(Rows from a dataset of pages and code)
◇ ◇ ◇ ◇ ◇

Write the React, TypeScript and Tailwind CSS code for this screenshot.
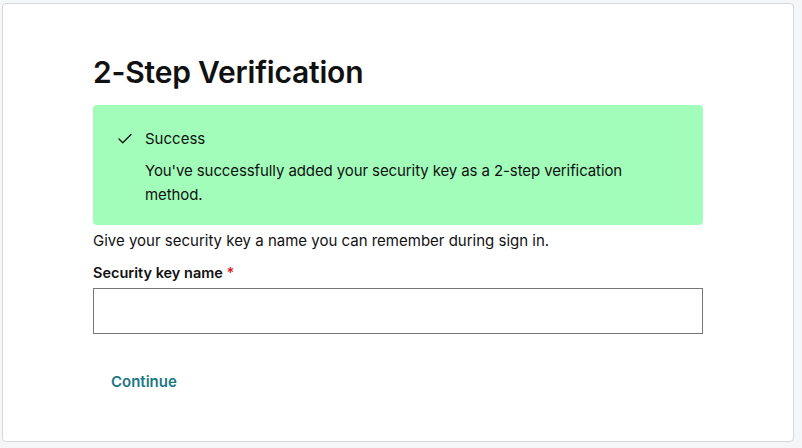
import { Check } from 'lucide-react';

export default function App() {
    return (
        <div className="min-h-[448px] w-[802px] bg-[#f5f6f8] pl-[2px] pt-[3px] pr-[8px] pb-[6px] font-['Inter','Liberation_Sans',sans-serif] text-[#111]">
            <div className="h-[439px] rounded-[4px] border border-[#d6d8dc] bg-white px-[90px] pt-[46px]">
                <h1 className="text-[30px] font-semibold leading-[44px] tracking-[-0.2px] text-[#111]">
                    2-Step Verification
                </h1>

                {/* Success alert */}
                <div className="mt-[11px] rounded-[4px] bg-[#a1fdb9] pl-[23px] pr-6 pt-[22px] pb-[18px]">
                    <div className="flex items-center gap-[11px] h-6">
                        <Check size={18} strokeWidth={1.75} className="text-[#111]" />
                        <span className="text-[15px] leading-6">Success</span>
                    </div>
                    <p className="ml-[29px] mt-2 text-[15px] leading-6 tracking-[-0.1px]">
                        You've successfully added your security key as a 2-step verification method.
                    </p>
                </div>

                <p className="text-[15px] leading-[32px]">
                    Give your security key a name you can remember during sign in.
                </p>

                <label className="mt-[6px] block text-[14.5px] font-semibold leading-5">
                    Security key name <span className="text-[#d61a1a]">*</span>
                </label>
                <input
                    type="text"
                    className="mt-[5px] block h-[46px] w-full border border-[#767676] bg-white px-3 outline-none"
                />

                <button className="mt-[36px] px-[18px] text-[15px] font-semibold leading-6 text-[#1b7885]">
                    Continue
                </button>
            </div>
        </div>
    );
}
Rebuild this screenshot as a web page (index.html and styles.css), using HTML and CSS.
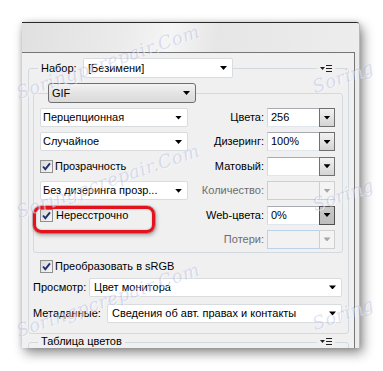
FILE: index.html
```html
<!DOCTYPE html>
<html lang="ru">
<head>
	<meta charset="UTF-8">
	<title>Сохранить для Web — GIF</title>
	<link rel="stylesheet" href="styles.css">
</head>
<body>
	<div class="panel">
		<div class="panel-head"></div>
		<div class="panel-body">
			<!-- preset group -->
			<div class="group group-main">
				<div class="group-head">
					<span class="legend legend-preset">Набор:</span>
					<div class="select select-preset">[Безимени]</div>
					<span class="menu-icon">
						<svg width="12" height="9" viewBox="0 0 12 9"><path d="M0 3h5L2.5 6z" fill="#222"/><rect x="6" y="1" width="6" height="1" fill="#222"/><rect x="6" y="4" width="6" height="1" fill="#222"/><rect x="6" y="7" width="6" height="1" fill="#222"/></svg>
					</span>
				</div>

				<div class="group group-inner">
					<div class="group-head">
						<div class="select select-format">GIF</div>
					</div>
					<div class="settings">
						<div class="select">Перцепционная</div>
						<span class="field-label">Цвета:</span>
						<div class="combo"><span class="combo-value">256</span><span class="combo-btn"></span></div>

						<div class="select">Случайное</div>
						<span class="field-label">Дизеринг:</span>
						<div class="combo"><span class="combo-value">100%</span><span class="combo-btn"></span></div>

						<label class="check"><span class="checkbox"><svg width="11" height="11" viewBox="0 0 11 11"><path d="M2 5.5l2.3 2.7L9 2.3" fill="none" stroke="#23306e" stroke-width="1.9"/></svg></span>Прозрачность</label>
						<span class="field-label">Матовый:</span>
						<div class="combo"><span class="combo-value"></span><span class="combo-btn"></span></div>

						<div class="select">Без дизеринга прозр...</div>
						<span class="field-label is-disabled">Количество:</span>
						<div class="combo is-disabled"><span class="combo-value"></span><span class="combo-btn"></span></div>

						<label class="check highlight"><span class="checkbox"><svg width="11" height="11" viewBox="0 0 11 11"><path d="M2 5.5l2.3 2.7L9 2.3" fill="none" stroke="#23306e" stroke-width="1.9"/></svg></span>Нересстрочно</label>
						<span class="field-label">Web-цвета:</span>
						<div class="combo is-pressed"><span class="combo-value">0%</span><span class="combo-btn"></span></div>

						<span></span>
						<span class="field-label is-disabled">Потери:</span>
						<div class="combo is-disabled"><span class="combo-value"></span><span class="combo-btn"></span></div>
					</div>
				</div>

				<label class="check check-srgb"><span class="checkbox"><svg width="11" height="11" viewBox="0 0 11 11"><path d="M2 5.5l2.3 2.7L9 2.3" fill="none" stroke="#23306e" stroke-width="1.9"/></svg></span>Преобразовать в sRGB</label>

				<div class="row row-view">
					<span class="row-label label-view">Просмотр:</span>
					<div class="select select-wide">Цвет монитора</div>
				</div>
				<div class="row row-meta">
					<span class="row-label label-meta">Метаданные:</span>
					<div class="select select-wide">Сведения об авт. правах и контакты</div>
				</div>
			</div>

			<!-- color table group -->
			<div class="group group-table">
				<div class="group-head">
					<span class="legend">Таблица цветов</span>
					<span class="menu-icon">
						<svg width="12" height="9" viewBox="0 0 12 9"><path d="M0 3h5L2.5 6z" fill="#222"/><rect x="6" y="1" width="6" height="1" fill="#222"/><rect x="6" y="4" width="6" height="1" fill="#222"/><rect x="6" y="7" width="6" height="1" fill="#222"/></svg>
					</span>
				</div>
			</div>
		</div>
	</div>

	<!-- watermark -->
	<div class="watermarks">
		<span class="mark mark-1">Soringpcrepair.Com</span>
		<span class="mark mark-2">Soringpcrepair.Com</span>
		<span class="mark mark-3">Soringpcrepair.Com</span>
		<span class="mark mark-4">Soring</span>
		<span class="mark mark-5">Soring</span>
		<span class="mark mark-6">Soring</span>
	</div>
</body>
</html>
```

FILE: styles.css
```css
*,
*::before,
*::after {
	margin: 0;
	padding: 0;
	box-sizing: border-box;
}

:root {
	--panel-bg: #f0f0f0;
	--group-line: #d3dadf;
	--text: #000;
	--text-disabled: #6d6d6d;
}

body {
	position: relative;
	width: 383px;
	height: 371px;
	overflow: hidden;
	background: #fff;
	color: var(--text);
	font-family: "Liberation Sans", Arial, sans-serif;
	font-size: 11px;
	line-height: 1;
}

/**
* Panel frame
*/
.panel {
	display: flex;
	flex-direction: column;
	width: 338px;
	height: 326px;
	margin: 22px 0 0 22px;
	background: linear-gradient(to right, #f4f4f4, #ececec);
	border-top: 1px solid #2a2a2a;
	border-right: 1px solid #b8b8b8;
	border-top-right-radius: 4px;
	box-shadow: 3px 5px 12px rgba(0, 0, 0, 0.45), 0 0 5px rgba(0, 0, 0, 0.15);
	overflow: hidden;
}

.panel-head {
	flex: none;
	height: 29px;
	background: linear-gradient(100deg, #e0e0e0 0%, #ebebeb 30%, #f5f5f5 44%, #e6e6e6 58%, #ededed 100%);
}

.panel-body {
	flex: 1;
	width: 333px;
	padding-top: 15px;
	background: var(--panel-bg);
	border-top: 1px solid #767676;
	border-right: 1px solid #767676;
	overflow: hidden;
}

/**
* Group boxes
*/
.group {
	border: 1px solid var(--group-line);
	border-radius: 3px;
}

.group-head {
	display: flex;
	align-items: center;
	height: 20px;
	margin-top: -11px;
}

.legend {
	margin-left: 9px;
	padding: 0 3px;
	background: var(--panel-bg);
}

.legend-preset {
	width: 45px;
}

.menu-icon {
	display: flex;
	margin-left: auto;
	margin-right: 13px;
	padding: 0 3px;
	background: var(--panel-bg);
}

.group-main {
	margin: 0 5px 0 6px;
	padding-bottom: 10px;
}

.group-inner {
	margin: 15px 5px 0 4px;
	padding: 0 7px 3px 6px;
}

.group-table {
	height: 40px;
	margin: 8px 5px 0 6px;
}

/**
* Dropdowns
*/
.select {
	display: flex;
	align-items: center;
	height: 19px;
	padding: 0 5px 0 2px;
	background: #fff;
	border: 1px solid #d9dcdf;
	border-radius: 2px;
	white-space: nowrap;
}

.select::after {
	content: "";
	flex: none;
	width: 7px;
	height: 4px;
	margin-left: auto;
	background: #000;
	clip-path: polygon(0 0, 100% 0, 50% 100%);
}

.select-preset {
	width: 150px;
	height: 20px;
	padding-left: 4px;
}

.select-format {
	width: 148px;
	height: 20px;
	margin-left: 8px;
	padding-left: 3px;
	border-color: #6f6f6f;
	border-radius: 3px;
	background: linear-gradient(#f3f3f3, #e4e4e4 50%, #dadada);
}

.select-wide {
	flex: 1;
	padding-left: 4px;
}

/**
* Settings grid
*/
.settings {
	display: grid;
	grid-template-columns: 148px 1fr 68px;
	grid-auto-rows: 19px;
	row-gap: 5.4px;
	column-gap: 3px;
	margin-top: 5px;
	align-items: center;
}

.field-label {
	text-align: right;
}

.is-disabled.field-label {
	color: var(--text-disabled);
}

.combo {
	display: flex;
	height: 19px;
	background: #fff;
	border: 1px solid;
	border-color: #a9abb2 #d6dae0 #e1e6eb #d6dae0;
}

.combo-value {
	flex: 1;
	display: flex;
	align-items: center;
	padding-left: 3px;
}

.combo-btn {
	display: flex;
	align-items: center;
	justify-content: center;
	width: 16px;
	margin: -1px -1px -1px 0;
	border: 1px solid #707070;
	background: linear-gradient(#f2f2f2, #e3e3e3 50%, #d4d4d4);
}

.combo-btn::after {
	content: "";
	width: 7px;
	height: 4px;
	background: #000;
	clip-path: polygon(0 0, 100% 0, 50% 100%);
}

.combo.is-pressed .combo-btn {
	border-color: #505050;
	background: linear-gradient(#c9c9c9, #bdbdbd);
}

.combo.is-disabled {
	background: #f2f2f2;
	border-color: #bcd2ea;
}

.combo.is-disabled .combo-btn {
	border-color: #cfcfcf;
	background: #f4f4f4;
}

.combo.is-disabled .combo-btn::after {
	background: #a6a6a6;
}

/**
* Checkboxes
*/
.check {
	display: flex;
	align-items: center;
	gap: 2px;
	white-space: nowrap;
}

.checkbox {
	display: flex;
	align-items: center;
	justify-content: center;
	flex: none;
	width: 13px;
	height: 13px;
	border: 1px solid #8e8f8f;
	background: linear-gradient(135deg, #d9d9d9, #f6f6f6);
}

.check-srgb {
	height: 13px;
	margin: 7px 0 0 11px;
}

/* red annotation frame */
.highlight {
	position: relative;
	gap: 3px;
}

.highlight::before {
	content: "";
	position: absolute;
	left: -7px;
	top: -3px;
	width: 122px;
	height: 27px;
	border: 3px solid #e2131c;
	border-radius: 8px;
	box-shadow: 1px 2px 4px rgba(0, 0, 0, 0.35), 0 0 0 1px rgba(140, 0, 0, 0.25), inset 0 0 2px rgba(0, 0, 0, 0.3);
}

/**
* Bottom rows
*/
.row {
	display: flex;
	align-items: center;
	height: 19px;
	margin: 0 6px 0 4px;
}

.row-view {
	margin-top: 5px;
}

.row-meta {
	margin-top: 7px;
}

.label-view {
	width: 56px;
}

.label-meta {
	width: 74px;
}

/**
* Watermark
*/
.watermarks {
	position: absolute;
	inset: 0;
	pointer-events: none;
}

.mark {
	position: absolute;
	font-family: "DejaVu Serif", serif;
	font-style: italic;
	font-size: 18px;
	letter-spacing: 0.5px;
	color: rgba(125, 140, 215, 0.25);
	text-shadow: 1px 1px 0 rgba(255, 255, 255, 0.5);
	white-space: nowrap;
	transform: rotate(-19deg);
	transform-origin: 0 100%;
}

.mark-1 { left: 20px; top: 84px; }
.mark-2 { left: 20px; top: 203px; }
.mark-3 { left: 20px; top: 322px; }
.mark-4 { left: 316px; top: 78px; }
.mark-5 { left: 316px; top: 196px; }
.mark-6 { left: 316px; top: 315px; }
```
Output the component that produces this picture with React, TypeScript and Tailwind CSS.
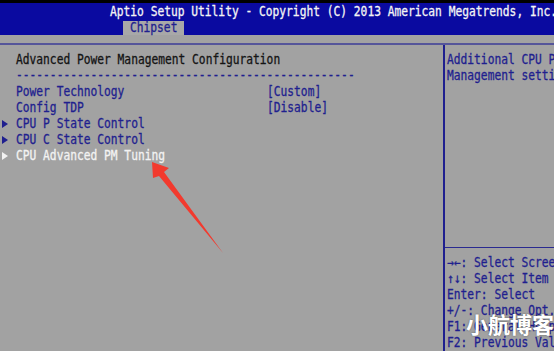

◇ ◇ ◇ ◇ ◇

Your goal:
Where a line above includes "screenshot", copy that line.

Solution for this task:
Write the React, TypeScript and Tailwind CSS code for this screenshot.
Rebuild this screenshot as a web page (index.html and styles.css), using HTML and CSS.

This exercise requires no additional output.